Meno soldi per ecobonus auto e transizione green

Nelle pieghe del decreto Coesione c’è poi un’altra significativa sforbiciata di risorse, quelle destinate alla transizione energetica nel settore automotive e agli incentivi per l’acquisto di veicoli non inquinanti. L’operazione rientra nell’ambito della revisione del Pnrr, che ha spostato diversi progetti fuori dal piano, prevedendone la realizzazione mediante altre fonti di finanziamento. Ecco, tra queste fonti vengono ora indicati anche 15o milioni recuperati dal taglio dei fondi dell’ecobonus 2024 per l’acquisto di auto e veicoli commerciali elettrici, ibridi o a basse emissioni, oltre che dall’abbassamento dei contributi per l’acquisto di infrastrutture di ricarica ad uso domestico.

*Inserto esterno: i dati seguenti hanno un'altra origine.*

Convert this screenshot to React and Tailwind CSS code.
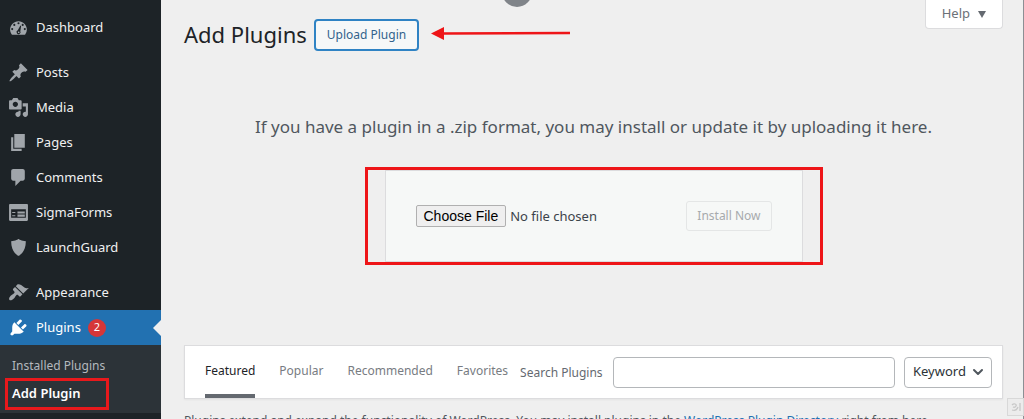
import { ChevronDown } from "lucide-react";

const icons = {
  dashboard:
    "M3.76 17h12.48A7.98 7.98 0 0 0 18 12c0-4.41-3.58-8-8-8s-8 3.59-8 8c0 1.9.66 3.64 1.76 5zM10 5a1 1 0 1 1 0 2 1 1 0 0 1 0-2zM6 6.5a1 1 0 1 1 0 2 1 1 0 0 1 0-2zM14 6.5a1 1 0 1 1 0 2 1 1 0 0 1 0-2zM4 10.5a1 1 0 1 1 0 2 1 1 0 0 1 0-2zM16 10.5a1 1 0 1 1 0 2 1 1 0 0 1 0-2zM11.8 8.2l.7.3-.8 5a1.9 1.9 0 1 1-2.4-.8zM10.2 13.7a.8.8 0 1 0 0 1.6.8.8 0 0 0 0-1.6z",
  posts:
    "M10.44 3.02l1.82-1.82 6.36 6.35-1.83 1.82c-1.05-.68-2.48-.57-3.41.36l-.75.75c-.92.93-1.04 2.35-.35 3.41l-1.83 1.82-2.41-2.41-2.8 2.79c-.42.42-3.38 2.71-3.8 2.29s1.86-3.39 2.28-3.81l2.79-2.79L4.1 9.36l1.83-1.82c1.05.69 2.48.57 3.4-.36l.75-.75c.93-.92 1.05-2.35.36-3.41z",
  media:
    "M13 11V4c0-.55-.45-1-1-1h-1.67L9 1H5L3.67 3H2c-.55 0-1 .45-1 1v7c0 .55.45 1 1 1h10c.55 0 1-.45 1-1zM7 4.5c1.38 0 2.5 1.12 2.5 2.5S8.38 9.5 7 9.5 4.5 8.38 4.5 7 5.62 4.5 7 4.5zM14 6h5v10.5c0 1.38-1.12 2.5-2.5 2.5S14 17.88 14 16.5s1.12-2.5 2.5-2.5c.17 0 .34.02.5.05V9h-3V6zm-4 8.05V13h2v3.5c0 1.38-1.12 2.5-2.5 2.5S7 17.88 7 16.5 8.12 14 9.5 14c.17 0 .34.02.5.05z",
  pages: "M6 15V2h10v13H6zm-1 1h8v2H3V5h2v11z",
  comments:
    "M5 2h9c1.1 0 2 .9 2 2v7c0 1.1-.9 2-2 2h-2l-5 5v-5H5c-1.1 0-2-.9-2-2V4c0-1.1.9-2 2-2z",
  forms:
    "M2 2h16c.55 0 1 .45 1 1v14c0 .55-.45 1-1 1H2c-.55 0-1-.45-1-1V3c0-.55.45-1 1-1zM3 7h14v1H3zM3 8h5v7H3zM8 8h9v7H8zM9 9v2h7V9zM9 12v2h7v-2zM4 9.5v1h3v-1zM4 12.5v1h3v-1z",
  guard: "M10 2s3 2 7 2c0 11-7 14-7 14S3 15 3 4c4 0 7-2 7-2z",
  appearance:
    "M14.48 11.06L7.41 3.99l1.5-1.5c.5-.56 2.3-.47 3.51.32 1.21.8 1.43 1.28 2.91 2.1 1.18.64 2.45 1.26 4.45.85zm-.71.71L6.7 4.7 4.93 6.47c-.39.39-.39 1.02 0 1.41l1.06 1.06c.39.39.39 1.03 0 1.42-.6.6-1.43 1.11-2.21 1.69-.35.26-.7.53-1.01.84C1.43 14.23.4 16.08 1.4 17.07c.99 1 2.84-.03 4.18-1.36.31-.31.58-.66.85-1.02.57-.78 1.08-1.61 1.69-2.21.39-.39 1.02-.39 1.41 0l1.06 1.06c.39.39 1.02.39 1.41 0z",
  plugins:
    "M13.11 4.36L9.87 7.6 8 5.73l3.24-3.24c.35-.34 1.05-.2 1.56.32.52.51.66 1.21.31 1.55zm-8 1.77l.91-1.12 9.01 9.01-1.19.84c-.71.71-2.63 1.16-3.82 1.16H6.14L4.9 17.26c-.59.59-1.54.59-2.12 0-.59-.58-.59-1.53 0-2.12l1.24-1.24v-3.88c0-1.13.4-3.19 1.09-3.89zm7.26 3.97l3.24-3.24c.34-.35 1.04-.21 1.55.31.52.51.66 1.21.31 1.55l-3.24 3.25z",
};

const menuGroups = [
  [{ icon: "dashboard", label: "Dashboard" }],
  [
    { icon: "posts", label: "Posts" },
    { icon: "media", label: "Media" },
    { icon: "pages", label: "Pages" },
    { icon: "comments", label: "Comments" },
    { icon: "forms", label: "SigmaForms" },
    { icon: "guard", label: "LaunchGuard" },
  ],
  [
    { icon: "appearance", label: "Appearance" },
    { icon: "plugins", label: "Plugins", count: 2, active: true },
  ],
];

const tabs = ["Featured", "Popular", "Recommended", "Favorites"];

function MenuIcon({ name, active }) {
  return (
    <svg
      viewBox="0 0 20 20"
      fillRule="evenodd"
      aria-hidden="true"
      className={`size-[21px] shrink-0 ${active ? "fill-white" : "fill-[#a0a5aa]"}`}
    >
      <path d={icons[name]} />
    </svg>
  );
}

function MenuItem({ icon, label, count, active }) {
  return (
    <li>
      <a
        href="#"
        className={`relative flex h-[35px] items-center gap-[7px] pl-2 text-[13px] ${
          active ? "bg-[#2271b1] text-white" : "text-[#f0f0f1]"
        }`}
      >
        <MenuIcon name={icon} active={active} />
        {label}
        {count && (
          <span className="flex size-[18px] items-center justify-center rounded-full bg-[#d63638] text-[11px] text-white">
            {count}
          </span>
        )}
        {active && (
          <span className="absolute right-0 border-y-8 border-r-8 border-y-transparent border-r-[#efefef]" />
        )}
      </a>
    </li>
  );
}

function Sidebar() {
  return (
    <nav className="w-[161px] shrink-0 bg-[#1d2327] pt-[10px]">
      <div className="flex flex-col gap-[10px]">
        {menuGroups.map((group) => (
          <ul key={group[0].label}>
            {group.map((item) => (
              <MenuItem key={item.label} {...item} />
            ))}
          </ul>
        ))}
      </div>
      <ul className="bg-[#2c3338] px-[5px] pt-2 pb-[3px]">
        <li>
          <a href="#" className="flex h-[25px] items-center pl-[7px] text-[12px] text-[#b4b9be]">
            Installed Plugins
          </a>
        </li>
        <li>
          <a
            href="#"
            className="flex h-8 w-[104px] items-center border-3 border-[#e8191c] pl-1 text-[13px] font-semibold text-white"
          >
            Add Plugin
          </a>
        </li>
      </ul>
    </nav>
  );
}

function UploadForm() {
  return (
    <div className="mx-auto w-full max-w-[458px] border-3 border-[#ee1518] px-[17px]">
      <form className="flex h-[92px] items-center justify-between border border-[#dcdcde] bg-[#f6f8f7] px-[30px]">
        <input
          type="file"
          aria-label="Plugin zip file"
          className="w-[220px] text-[13px] text-[#3c434a] file:mr-1 file:h-[22px] file:rounded-[2px] file:border file:border-solid file:border-[#b0b0b0] file:bg-[#efefef] file:px-[7px] file:font-['Liberation_Sans',sans-serif] file:text-[14px] file:leading-none file:text-black"
        />
        <button
          type="submit"
          disabled
          className="h-[30px] rounded-[3px] border border-[#e4e6e6] px-[10px] text-[12px] text-[#a7aaad]"
        >
          Install Now
        </button>
      </form>
    </div>
  );
}

function FilterBar() {
  return (
    <div className="flex h-[54px] items-center border border-[#dcdcde] bg-white pr-[10px] pl-5 text-[12px] shadow-xs">
      <div className="flex h-full gap-6">
        {tabs.map((tab, i) => (
          <a
            key={tab}
            href="#"
            className={`flex h-full items-center border-b-4 pt-[2px] ${
              i === 0 ? "border-[#646970] text-[#1d2327]" : "border-transparent text-[#787c82]"
            }`}
          >
            {tab}
          </a>
        ))}
      </div>
      <label htmlFor="search" className="ml-3 pt-[2px] whitespace-nowrap text-[#646970]">
        Search Plugins
      </label>
      <input
        id="search"
        type="search"
        className="ml-[10px] h-[31px] min-w-0 flex-1 rounded-[4px] border border-[#b4b7ba] bg-white px-2"
      />
      <div className="relative ml-[9px] flex items-center">
        <select
          aria-label="Search by"
          className="h-[31px] w-[88px] appearance-none rounded-[4px] border border-[#b4b7ba] bg-white pl-2 text-[13px] text-[#2c3338]"
        >
          <option>Keyword</option>
          <option>Author</option>
          <option>Tag</option>
        </select>
        <ChevronDown
          size={16}
          strokeWidth={3}
          className="pointer-events-none absolute right-[6px] text-[#50575e]"
        />
      </div>
    </div>
  );
}

export default function App() {
  return (
    <div className="relative flex h-screen overflow-hidden bg-[#efefef] font-['Noto_Sans','Open_Sans',sans-serif] text-[#3c434a]">
      <Sidebar />
      <main className="min-w-0 flex-1 border-r border-[#8c8f94] pr-5 pl-[23px]">
        <header className="flex items-start">
          <h1 className="mt-[18px] text-[22px] leading-8 text-[#1d2327]">Add Plugins</h1>
          <button
            type="button"
            className="mt-[19px] ml-[7px] h-8 rounded-[4px] border-2 border-[#2f83c4] bg-[#f6f8f8] px-[11px] text-[12px] text-[#33638c]"
          >
            Upload Plugin
          </button>
          <svg viewBox="0 0 140 14" className="mt-[27px] ml-3 h-[14px] w-[140px]" aria-hidden="true">
            <path d="M12 6.5L139 6" stroke="#ee1518" strokeWidth="2.5" />
            <path d="M0 6.5L13 0v13z" fill="#ee1518" />
          </svg>
          <button
            type="button"
            className="ml-auto flex h-[29px] items-center gap-2 rounded-b-[4px] border border-t-0 border-[#dcdcde] bg-white px-4 text-[13px] text-[#6c7178]"
          >
            Help
            <svg viewBox="0 0 8 7" className="h-[7px] w-2 fill-[#646970]" aria-hidden="true">
              <path d="M0 0h8L4 7z" />
            </svg>
          </button>
        </header>
        <p className="mt-[62px] text-center text-[17px] leading-7 whitespace-nowrap text-[#50575e]">
          If you have a plugin in a .zip format, you may install or update it by uploading it here.
        </p>
        <div className="mt-[26px] mb-20">
          <UploadForm />
        </div>
        <FilterBar />
        <p className="mt-3 text-[12px] leading-5 text-[#50575e]">
          Plugins extend and expand the functionality of WordPress. You may install plugins in the{" "}
          <a href="#" className="text-[#2271b1]">
            WordPress Plugin Directory
          </a>{" "}
          right from here,
        </p>
      </main>
      <span className="absolute -top-[23px] left-[502px] size-[30px] rounded-full bg-[#808489]" />
      <span className="absolute right-0 bottom-[3px] flex h-[18px] w-[17px] items-center justify-center border border-[#d8d8d8] bg-[#ececec]">
        <svg viewBox="0 0 10 10" className="size-[10px] fill-none stroke-[#c8c8c8]" aria-hidden="true">
          <path d="M1 3c2-2 5-1 4 1S2 5 2 5M1 8c3 1 5 0 6-3M9 1v8" strokeWidth="1.3" />
        </svg>
      </span>
    </div>
  );
}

Per il 2025, invece, si prevede una riduzione di 250milioni del fondo per la riconversione, ricerca e sviluppo del settore automotive. Soldi che dovevano essere destinati a “favorire la transizione verde, la ricerca, gli investimenti nella filiera del settore automotive finalizzati all’insediamento, alla riconversione e riqualificazione verso forme produttive innovative e sostenibili”, nonché a riconoscere “incentivi all’acquisto di veicoli non inquinanti e per favorire il recupero e il riciclaggio dei materiali”. Almeno, in questo caso, Meloni si è limitata a tacere il taglio del fondo e non lo ha ‘venduto’ come un successo.